Line bundles, regular mappings and the underlying real algebraic structure of complex algebraic varieties (Q1568704)

The main theme of the paper is the comparison of the topological structure of a real algebraic variety, say \(X\), with its algebraic structure. One task in this direction is to study the factor group \(G(x)=VB^1_\mathbb{C} (X)/VB^1_{{\mathbb{C}} \text{-alg}} (X)\), where \(VG^1_\mathbb{C} (X)\) is the group of \(\mathbb{C}\)-line bundles on \(X\) and \(VB^1_{\mathbb{C}} \text{-alg}(X)\) is the subgroup of those line bundles that admit an algebraic structure. The exponent \(b(X)\) of the group \(G(X)\) serves as a coarser invariant. This is similar to the study of subgroups of algebraic (co)-homology classes in topological (co-)homology groups. Another related question is how the set of regular maps (i.e., maps of an algebraic nature) from \(X\) into the 2-sphere lies in the space of \(C^\infty\)-maps from \(X\) into the 2-sphere. Any complex algebraic variety \(V\) can be viewed as a real algebraic variety (using the identification \(\mathbb{C}= \mathbb{R}^2)\) which is denoted by \(V_\mathbb{R}\).

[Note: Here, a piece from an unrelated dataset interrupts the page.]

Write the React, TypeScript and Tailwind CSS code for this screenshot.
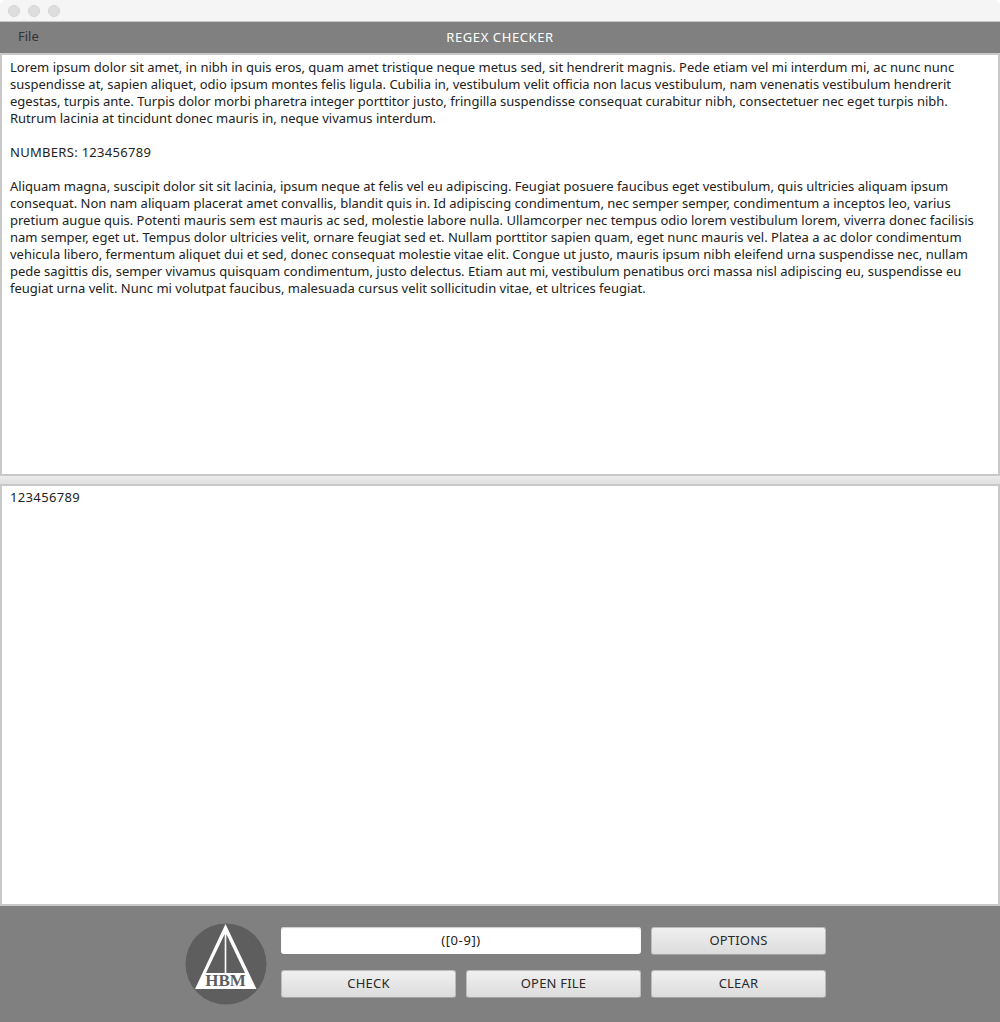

The main results of the paper are that in the cases 1. \(X=A_\mathbb{R}\), \(A\) a complex Abelian variety of dimension at least 3, or 2. \(X=V_{1\mathbb{R}}\times\cdots\times V_{n \mathbb{R}}\), \(V_1,\dots,V_n\) nonsingular complex projective curves, the group \(G(X)\) and the number \(b(X)\) can be computed quite explicitly whenever the group is finite, which is always true in case 2.